Massive peat burn is speeding climate change (original) (raw)
The recent surge in levels of atmospheric carbon dioxide, which made front-page headlines around the world last month, may have been caused in part by smouldering peat bogs in Borneo.
This is the claim of a UK expert on the bogs, who says that further fires will accelerate global warming. “Burning peat could be a major contributor to the as yet unexplained accelerating build-up of CO2 in the atmosphere since 1998,” says Jack Rieley of the University of Nottingham in the UK. His warning comes as peat bogs in Indonesia began burning again last month.

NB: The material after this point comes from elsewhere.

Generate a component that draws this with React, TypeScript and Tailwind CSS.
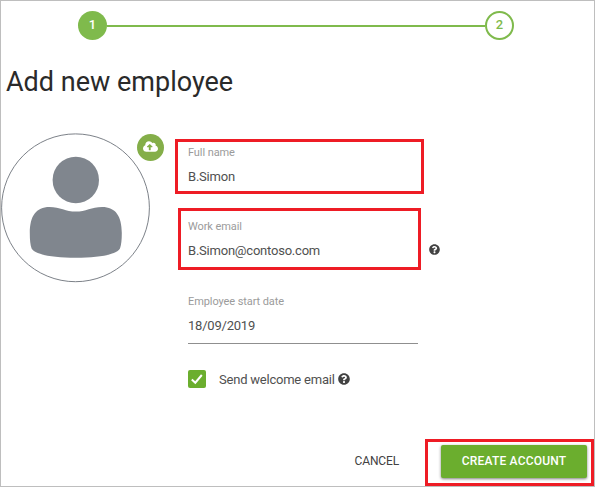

Atmospheric concentrations of CO2, the gas primarily responsible for climate change, have been rising since records began in 1958. The rate of increase has risen from around 0.8 parts per million (ppm) per year in the 1960s to around 1.5 ppm per year in the 1990s.
Since 2000 the pace has accelerated further, with year-on-year rises of 2.1 and 2.5 ppm peaking with an increase of 3.01 ppm in the 12 months ending in August 2003 (New Scientist print edition, 9 October).
There have been surges before. There were increases of 2.2 ppm in 1973, 2.5 ppm in 1987 and 2.9 ppm in 1998. But they have been restricted to single years and all coincided with the climate anomaly El Niño. The most recent is puzzling both because of its length and because it occurred in the absence of a strong El Niño.
Sinks to sources
Rieley’s theory offers a possible explanation. He points out that the surge coincides with peat fires burning in Borneo since late 2002, and says this renewed burning is at least partly responsible for the new CO2 record. “Tropical peatlands are rapidly being converted from carbon sinks to carbon sources,” he says.
The peat bogs of Borneo and the neighbouring territories of Sumatra and Irian Jaya are up to 20 metres deep and cover more than 200,000 square kilometres. They contain 50 billion tonnes or more of carbon – far more than the forests above. As farmers clear the forests by burning, the bogs catch fire and release carbon for months afterwards.
In 2002, Rieley and his colleagues estimated that during 1997 and 1998 smouldering peat beneath the Borneo forests released between 0.8 and 2.6 billion tonnes of carbon into the atmosphere. That is equivalent to 13 to 40 per cent of all emissions from burning fossil fuels, and contributed to the CO2 peak in 1998.
A biologist from Borneo told New Scientist this week that the fires have now returned. “During October, the atmosphere around Palangka Raya has been covered in thick smoke, with visibility down to 100 metres. The schools have been shut and flights cancelled,” says Suwido Limin from the University of Palangka Raya in the Indonesian province of Central Kalimantan.